It sounds like a beginning of a strange joke, only it’s not. Usain Bolt and Mo Farah really are sat in a hotel room in Jamaica discussing who would win a 600m race between them. “I think I’d have a good chance,” says Farah. “Just because of my endurance.” Bolt throws him a look of mock-horror. “So what about me, you and David Rudisha?” Farah laughs. “That completely changes it,” he replies, chuckling. “Rudisha is strong. He has run 1min 40sec for 800m. He could jog and still have us.”
Rudisha, the great Kenyan stoic, is sat between the pair saying nothing. Bolt turns to him. “What do you think?” The double Olympic 800m champion is aware that he is on Bolt’s home turf in Kingston and doesn’t want to cause offence. “Er … well …,” he begins. Everyone cracks up.
Eventually, Rudisha decides that honesty is the best policy. “I have a bit of an advantage because I do a lot of 400m and 800m in training and races,” he says. “So I don’t think you have a chance there.” Cue more laughter. But there is no comeback. Everyone accepts that Rudisha tells it as it is.
A few minutes later, with the Observer, Rudisha makes another startling admission. He believes he is in even better form than last year, when he glided away from the field to win his second Olympic gold in Rio in 1min 42.16sec – his fastest time since that glorious night at London 2012 when he smashed his own world record and was hailed by Sebastian Coe as producing the greatest moment of those Games.
“What’s changed is that I have been able to do a lot more mileage again,” says Rudisha softly. “That is something I lacked since I seriously injured my knee in 2013. After that, if I attempted long runs I would feel some pain and have to stop because I didn’t want any setbacks. But I was able to put more work in during the winter and I am really happy.”
Rudisha did not looked overly impressive when he was beaten by the 19-year-old Kenyan sensation Kipyegon Bett in Shanghai last month. However, he explains that he had a minor strain, which has now cleared, and that his recent times in training over 400m and 300m – which he always uses a benchmark for how he will perform in competition – have surprised and delighted him. “I am in a better form than last year and I feel fantastic,” he says. “I just needed to do some fine‑tuning and I think my season will be great.”

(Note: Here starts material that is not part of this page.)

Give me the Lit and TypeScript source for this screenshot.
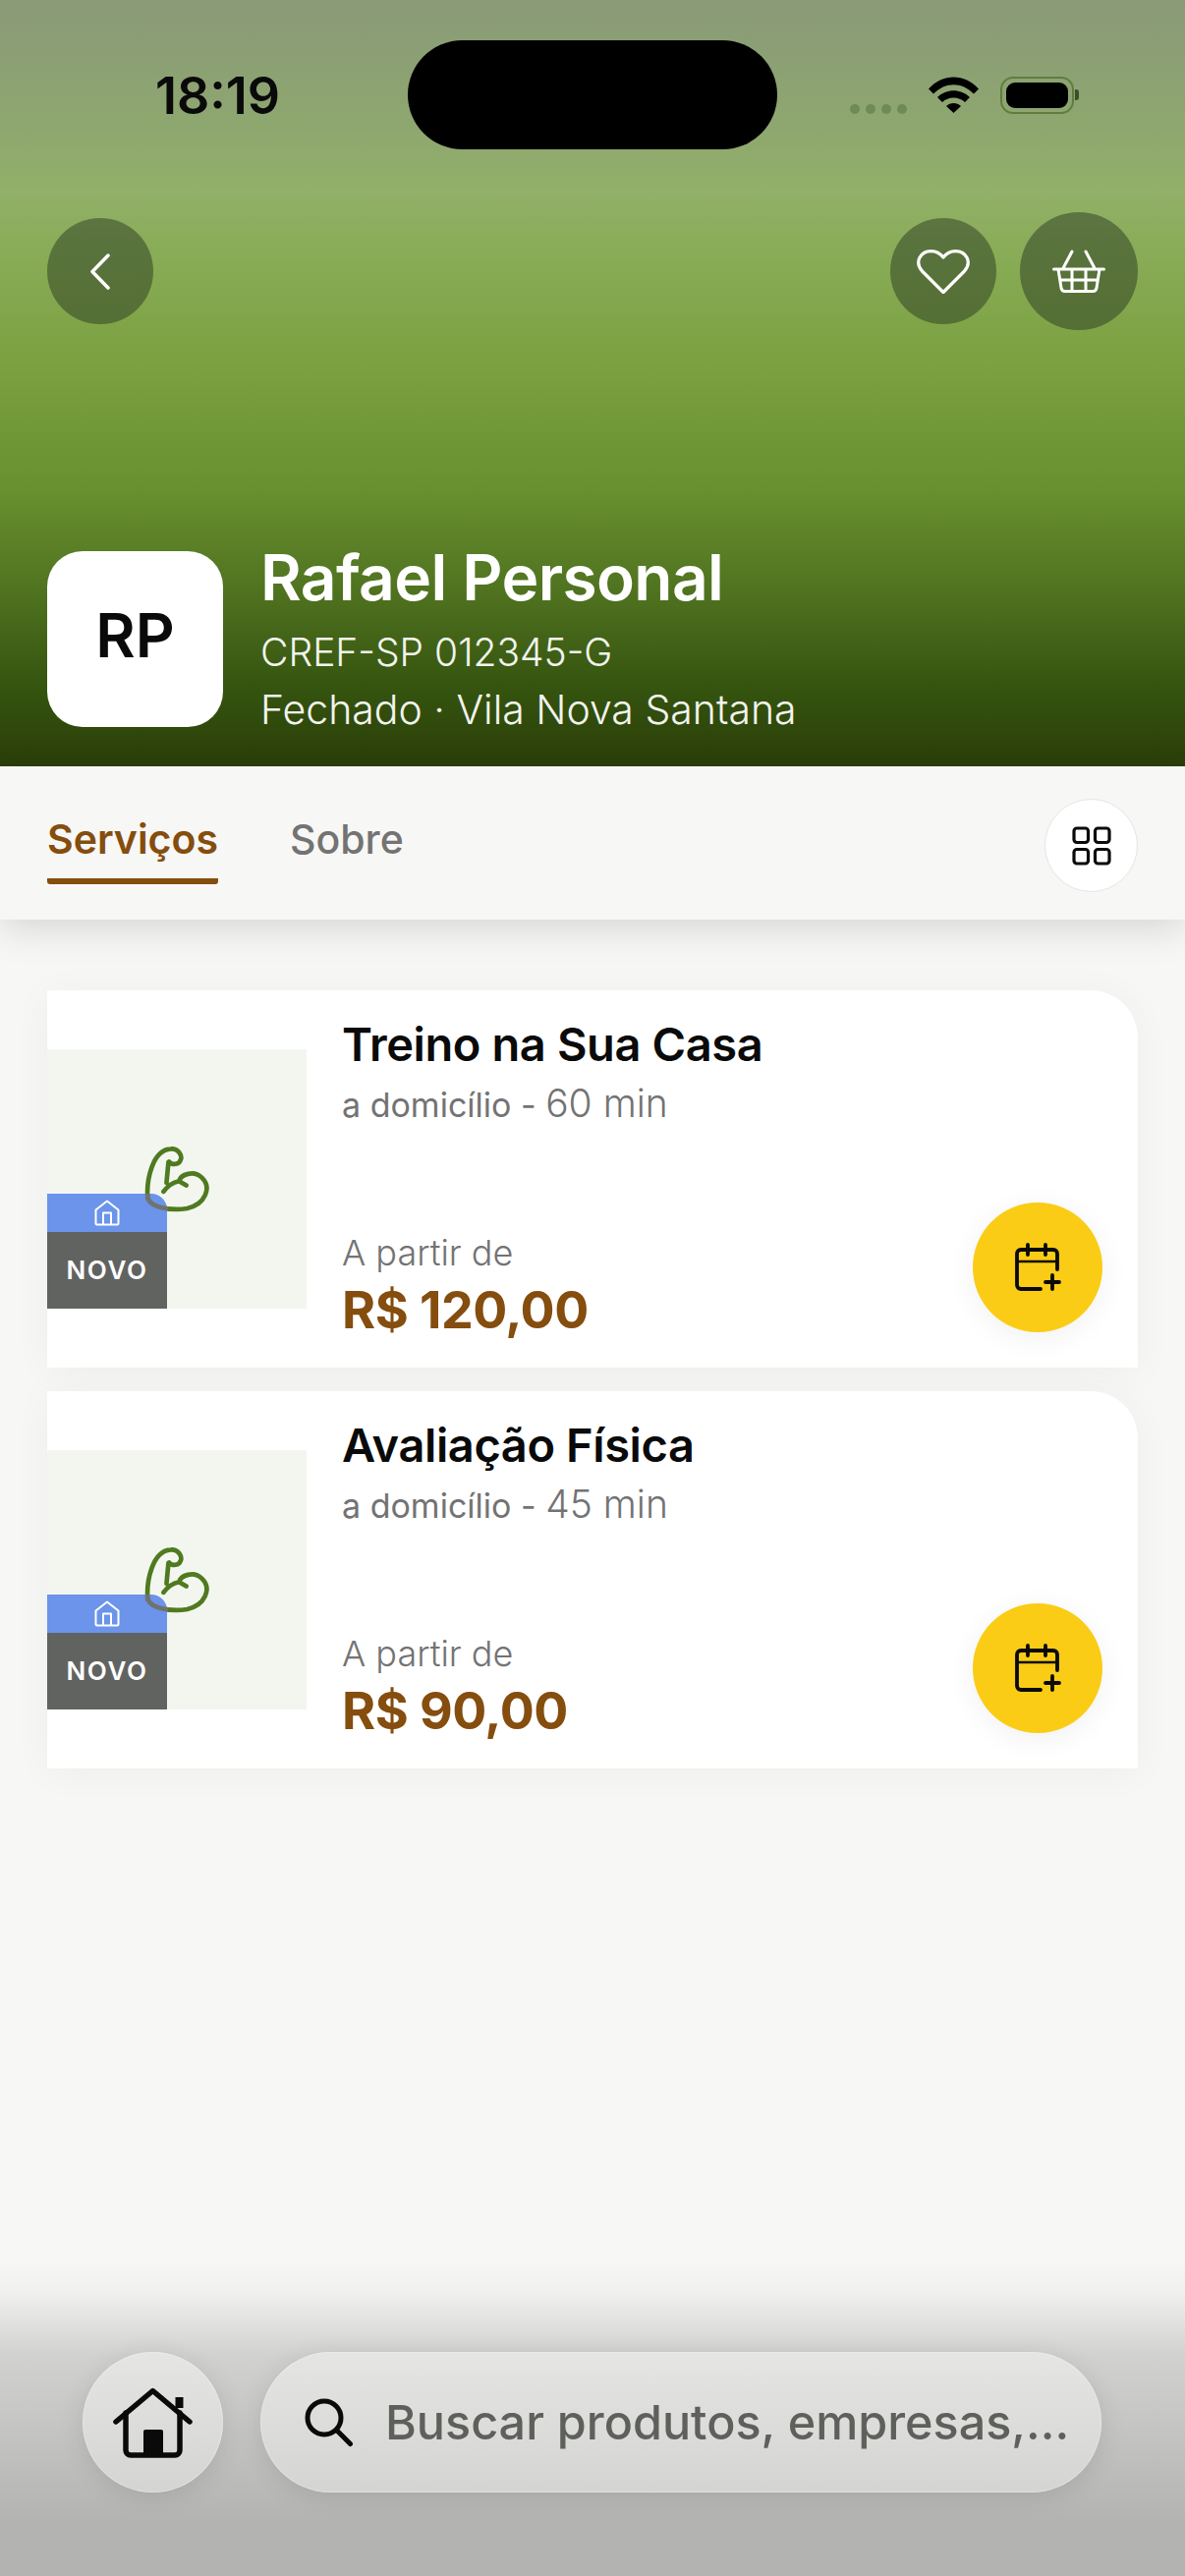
import { LitElement, html, css, svg } from 'lit';
import { customElement } from 'lit/decorators.js';

const services = [
  { title: 'Treino na Sua Casa', duration: '60 min', price: 'R$ 120,00' },
  { title: 'Avaliação Física', duration: '45 min', price: 'R$ 90,00' },
];

const armIcon = svg`<path d="M10 160C5 100 25 10 80 7c25-2 35 23 30 33-5 15-25 18-35 6M73 47l-6 63M58 137c12-17 32-29 47-32l22 13M105 105c5-20 45-35 70-10 30 30 10 80-45 93-30 5-65 2-90-6-20-7-32-17-30-37"/>`;

@customElement('app-root')
export class AppRoot extends LitElement {
  static styles = css`
    :host {
      display: block;
      position: relative;
      width: 1206px;
      height: 2622px;
      overflow: hidden;
      background: #f7f7f5;
      font-family: 'Inter', 'Liberation Sans', sans-serif;
    }

    svg {
      display: block;
    }

    .hero {
      height: 780px;
      box-sizing: border-box;
      padding: 41px 48px 0;
      display: flex;
      flex-direction: column;
      background: linear-gradient(180deg, #8a9a78 0, #8ea76f 130px, #92b068 195px, #8aad5a 245px, #7ba140 370px, #68902f 500px, #507320 600px, #35540f 700px, #2b3e08 780px);
    }

    .status {
      display: flex;
      align-items: center;
      height: 111px;
    }

    .time {
      width: 367px;
      box-sizing: border-box;
      padding: 0 0 0 110px;
      margin-top: 2px;
      font-size: 52px;
      font-weight: 600;
      color: #0a0a0a;
    }

    .island {
      width: 376px;
      height: 111px;
      border-radius: 56px;
      background: #000;
    }

    .status-right {
      display: flex;
      align-items: center;
      margin-left: 74px;
    }

    .dots {
      display: flex;
      gap: 6px;
      margin: 28px 22px 0 0;
    }

    .dots i {
      width: 10px;
      height: 10px;
      border-radius: 50%;
      background: #6f8a58;
    }

    .battery {
      width: 75px;
      height: 38px;
      box-sizing: border-box;
      margin-left: 22px;
      padding: 4px;
      border: 2px solid #5f7e3e;
      border-radius: 13px;
    }

    .battery i {
      display: block;
      height: 100%;
      border-radius: 9px;
      background: #000;
    }

    .nub {
      width: 4px;
      height: 11px;
      margin-left: 1px;
      border-radius: 0 3px 3px 0;
      background: #3d4d2e;
    }

    .actions {
      display: flex;
      align-items: center;
      gap: 24px;
      margin-top: 64px;
      height: 120px;
    }

    .round {
      flex: none;
      width: 108px;
      height: 108px;
      border-radius: 50%;
      display: flex;
      align-items: center;
      justify-content: center;
      background: rgba(42, 58, 34, 0.5);
    }

    .round.big {
      width: 120px;
      height: 120px;
    }

    .spacer {
      flex: 1;
    }

    .seller {
      display: flex;
      gap: 38px;
      margin-top: 225px;
    }

    .logo {
      width: 179px;
      height: 179px;
      border-radius: 36px;
      background: #fff;
      display: flex;
      align-items: center;
      justify-content: center;
      padding-bottom: 8px;
      box-sizing: border-box;
      font-size: 62px;
      font-weight: 600;
      color: #0a0a0a;
    }

    .seller-info {
      color: #fff;
      margin-top: -9px;
    }

    .seller-name {
      font-size: 64px;
      font-weight: 600;
      line-height: 72px;
      letter-spacing: -0.6px;
    }

    .seller-line {
      font-size: 39px;
      font-weight: 300;
      line-height: 59px;
      color: #f2f4ee;
    }

    .seller-line.first {
      margin-top: 10px;
    }

    .seller-line.place {
      font-size: 41px;
    }

    .tabs {
      position: relative;
      height: 156px;
      box-sizing: border-box;
      padding: 33px 48px 0;
      display: flex;
      background: #f7f7f5;
      box-shadow: 0 10px 36px rgba(0, 0, 0, 0.13);
    }

    .tab {
      margin-right: 73px;
      font-size: 41px;
      font-weight: 500;
      line-height: 82px;
      height: 81px;
      color: #737373;
    }

    .tab.active {
      font-weight: 600;
      color: #854d0e;
      border-bottom: 6px solid #854d0e;
      border-radius: 0 0 3px 3px;
    }

    .grid-btn {
      width: 95px;
      height: 95px;
      box-sizing: border-box;
      border: 1px solid #e5e5e5;
      border-radius: 50%;
      background: #fff;
      display: flex;
      align-items: center;
      justify-content: center;
    }

    .list {
      display: flex;
      flex-direction: column;
      gap: 24px;
      padding: 72px 48px 0;
    }

    .card {
      position: relative;
      height: 384px;
      box-sizing: border-box;
      padding: 60px 0 0;
      display: flex;
      gap: 36px;
      background: #fff;
      border-radius: 0 48px 0 0;
      box-shadow: 0 4px 40px rgba(0, 0, 0, 0.045);
    }

    .thumb {
      position: relative;
      flex: none;
      width: 264px;
      height: 264px;
      background: #f3f6ef;
    }

    .arm {
      position: absolute;
      left: 99px;
      top: 99px;
      fill: none;
      stroke: #4f7a1f;
      stroke-width: 14;
      stroke-linecap: round;
      stroke-linejoin: round;
    }

    /* the part of the arm that shows through the blue badge */
    .arm.over {
      stroke: #6f7370;
      clip-path: inset(48px 43px 0 0 round 0 16px 0 0);
    }

    .badges {
      position: absolute;
      left: 0;
      bottom: 0;
      width: 122px;
    }

    .badge-blue {
      height: 39px;
      border-radius: 0 16px 0 0;
      background: #6b94ea;
      display: flex;
      align-items: center;
      justify-content: center;
    }

    .badge-new {
      height: 78px;
      box-sizing: border-box;
      padding-bottom: 2px;
      background: #616361;
      display: flex;
      align-items: center;
      justify-content: center;
      font-size: 26px;
      font-weight: 600;
      letter-spacing: 1.6px;
      color: #fff;
    }

    .info {
      margin-top: -60px;
      padding-top: 32px;
    }

    .title {
      font-size: 47px;
      font-weight: 600;
      line-height: 46px;
      letter-spacing: -0.4px;
      color: #0a0a0a;
    }

    .sub {
      margin-top: 14px;
      font-size: 34px;
      font-weight: 400;
      line-height: 46px;
      color: #737373;
    }

    .sub span {
      font-size: 39px;
      font-weight: 300;
    }

    .from {
      margin-top: 107px;
      font-size: 36px;
      font-weight: 300;
      line-height: 40px;
      color: #737373;
    }

    .price {
      margin-top: 8px;
      font-size: 52px;
      font-weight: 700;
      line-height: 62px;
      letter-spacing: -0.5px;
      color: #854d0e;
    }

    .book {
      position: absolute;
      right: 36px;
      bottom: 36px;
      width: 132px;
      height: 132px;
      border-radius: 50%;
      background: #facc15;
      display: flex;
      align-items: center;
      justify-content: center;
      box-shadow: 0 6px 30px rgba(0, 0, 0, 0.06);
    }

    .dock {
      position: absolute;
      left: 0;
      right: 0;
      bottom: 0;
      height: 322px;
      box-sizing: border-box;
      padding: 94px 85px 0 84px;
      display: flex;
      gap: 38px;
      align-items: flex-start;
      background: linear-gradient(180deg, rgba(179, 179, 178, 0) 0, rgba(179, 179, 178, 0.1) 33px, rgba(179, 179, 178, 0.34) 67px, rgba(179, 179, 178, 0.57) 100px, rgba(179, 179, 178, 0.73) 167px, #b3b3b2 267px);
    }

    .dock-home,
    .search {
      height: 143px;
      border-radius: 72px;
      background: linear-gradient(180deg, #e5e5e4, #d4d5d3);
      box-shadow: 0 4px 26px rgba(0, 0, 0, 0.1), inset 0 0 0 1px rgba(255, 255, 255, 0.25);
      display: flex;
      align-items: center;
    }

    .dock-home {
      flex: none;
      width: 143px;
      justify-content: center;
    }

    .search {
      flex: 1;
      min-width: 0;
      padding-left: 45px;
      gap: 32px;
      box-sizing: border-box;
    }

    .search-text {
      font-size: 48.500px;
      font-weight: 500;
      color: #5e605c;
      white-space: nowrap;
    }
  `;

  private renderCard(item: (typeof services)[number]) {
    return html`
      <div class="card">
        <div class="thumb">
          <svg class="arm" width="67" height="67" viewBox="0 0 200 200">${armIcon}</svg>
          <div class="badges">
            <div class="badge-blue">
              <svg width="26" height="27" viewBox="0 0 26 27" fill="none" stroke="#fff" stroke-width="2" stroke-linejoin="round">
                <path d="M1.500 10.500 13 1.500l11.500 9V24a1.500 1.500 0 0 1-1.500 1.500H3A1.500 1.500 0 0 1 1.500 24z"/>
                <path d="M9 25.500V13.500h8v12"/>
              </svg>
            </div>
            <div class="badge-new">NOVO</div>
          </div>
          <svg class="arm over" width="67" height="67" viewBox="0 0 200 200">${armIcon}</svg>
        </div>
        <div class="info">
          <div class="title">${item.title}</div>
          <div class="sub">a domicílio - <span>${item.duration}</span></div>
          <div class="from">A partir de</div>
          <div class="price">${item.price}</div>
        </div>
        <div class="book">
          <svg width="48" height="50" viewBox="0 0 48 50" fill="none" stroke="#0a0a0a" stroke-width="3.800" stroke-linecap="round" stroke-linejoin="round">
            <path d="M27 47H7a4 4 0 0 1-4-4V11a4 4 0 0 1 4-4h33a4 4 0 0 1 4 4v16"/>
            <path d="M3 19h41" stroke-width="2.400"/>
            <path d="M14 2v10M32 2v10M39 33v14M32 40h14"/>
          </svg>
        </div>
      </div>
    `;
  }

  render() {
    return html`
      <section class="hero">
        <div class="status">
          <div class="time">18:19</div>
          <div class="island"></div>
          <div class="status-right">
            <div class="dots"><i></i><i></i><i></i><i></i></div>
            <svg width="51" height="37" viewBox="0 0 51 37">
              <path d="M0 12.500C14-3.500 37-3.500 51 12.500l-5 5C34 5 17 5 5 17.500z"/>
              <path d="M9 21c9-9 24-9 33 0l-5 5c-6-6-17-6-23 0z"/>
              <path d="M18 30c4-4 11-4 15 0l-7.500 7z"/>
            </svg>
            <div class="battery"><i></i></div>
            <div class="nub"></div>
          </div>
        </div>

        <div class="actions">
          <div class="round">
            <svg width="22" height="37" viewBox="0 0 22 37" fill="none" stroke="#fff" stroke-width="3.500" stroke-linecap="round" stroke-linejoin="round">
              <path d="M19 2 3 18.500 19 35"/>
            </svg>
          </div>
          <div class="spacer"></div>
          <div class="round">
            <svg width="54" height="45" viewBox="0 0 54 45" fill="none" stroke="#fff" stroke-width="3.200" stroke-linejoin="round">
              <path d="M27 43.500 5.500 22C-3 12 4.500 1.600 14.500 1.600c5.500 0 9.500 2.400 12.500 6.400 3-4 7-6.400 12.500-6.400C49.500 1.600 57 12 48.500 22z"/>
            </svg>
          </div>
          <div class="round big">
            <svg width="54" height="44" viewBox="0 0 54 44" fill="none" stroke="#fff" stroke-width="3" stroke-linecap="round" stroke-linejoin="round">
              <path d="M1.500 20h51M6 20l3 19a4 4 0 0 0 4 3.500h28a4 4 0 0 0 4-3.500l3-19M20 20v22M34 20v22M8 31h38M11 19l9-17M43 19 34 2"/>
            </svg>
          </div>
        </div>

        <div class="seller">
          <div class="logo">RP</div>
          <div class="seller-info">
            <div class="seller-name">Rafael Personal</div>
            <div class="seller-line first">CREF-SP 012345-G</div>
            <div class="seller-line place">Fechado · Vila Nova Santana</div>
          </div>
        </div>
      </section>

      <nav class="tabs">
        <div class="tab active">Serviços</div>
        <div class="tab">Sobre</div>
        <div class="spacer"></div>
        <div class="grid-btn">
          <svg width="40" height="40" viewBox="0 0 40 40" fill="none" stroke="#0a0a0a" stroke-width="3.200">
            <rect x="2" y="2" width="14.500" height="14.500" rx="3"/>
            <rect x="23.500" y="2" width="14.500" height="14.500" rx="3"/>
            <rect x="2" y="23.500" width="14.500" height="14.500" rx="3"/>
            <rect x="23.500" y="23.500" width="14.500" height="14.500" rx="3"/>
          </svg>
        </div>
      </nav>

      <div class="list">${services.map((item) => this.renderCard(item))}</div>

      <div class="dock">
        <div class="dock-home">
          <svg width="82" height="72" viewBox="0 0 82 72" fill="none" stroke="#0a0a0a" stroke-width="5.500" stroke-linecap="round" stroke-linejoin="round">
            <path d="M3 35 40.500 3.500 78 35"/>
            <path d="M67.500 21V10" stroke-width="8" stroke-linecap="butt"/>
            <path d="M13 26v38a5 5 0 0 0 5 5h45a5 5 0 0 0 5-5V26"/>
            <rect x="31" y="43" width="20" height="27" rx="2" fill="#0a0a0a" stroke="none"/>
          </svg>
        </div>
        <div class="search">
          <svg width="50" height="50" viewBox="0 0 50 50" fill="none" stroke="#0a0a0a" stroke-width="5" stroke-linecap="round">
            <circle cx="20" cy="20" r="17"/>
            <path d="m33 33 13.500 13.500"/>
          </svg>
          <span class="search-text">Buscar produtos, empresas,...</span>
        </div>
      </div>
    `;
  }
}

Understandably, he has tunnel-vision focus on London in August and winning a third world championships title to go with his 2011 and 2015 victories. “I am really excited to go back to the stadium where I made history,” he says.
“The UK will always have a special place in my heart. The fans always welcome me and it has a great history of middle-distance athletes, from Sir Roger Bannister to Steve Ovett, Steve Cram and Lord Seb Coe.”
Rudisha has run six of the eight fastest 800m times in history and for years looked almost invincible. But, for the first time, he admits he is struggling to come to grips with losing after his career-threatening injury. “Mentally I used to be a very strong,” he says. “I never wanted to lose. But the injury affected me. When I came back I lost a lot of races. And sometimes I would be a little bit reluctant in some races. Afterwards I’d look back and say to myself: ‘I don’t think I have done my best there.’”
Slowly, though, the magic returned. “In 2013 and 2014, when I had that pain in my knee, it was tough. I love running, but it is a short career. So no matter how hard it is, no matter how painful it is, I thought to myself: ‘If you love something you can do it.’ If it was not for the love of sport I would have struggled to come back.”
Rudisha hopes to be a role model for young Kenyans and notes with pride how kids chase after him shouting “Rudisha. Rudisha” while he is jogging around the hills of Iten.
“They are always there,” he says, smiling. “Even when we are doing track sessions they like making fun of me, saying things like: ‘You can’t beat us – we want to run against you.’ It is always fun and I love that.”
His deep enjoyment of running has now been passed to his seven-year-old daughter, Charin. “She used to say ‘No, don’t want anything to do with running. I don’t want to run like Daddy’. But now she loves it. When I am training at home we do some exercises and jog together.”
Rudisha’s father, Daniel, won a 4x400m silver medal at the 1968 Olympics. Could she be the third line of a Rudisha dynasty? “Well, she has good genes – I can say that,” he says, laughing. “But it is hard. Running is not only about talent and genetics. It is also about hard work and your spirits.”
There is nothing wrong with Rudisha on that front and, at 28, he has enough time on his side to compete at the Tokyo Olympics in 2020. “I would love to emulate Bolt and have three Olympic gold medals,” he says. “Wouldn’t that be fantastic?”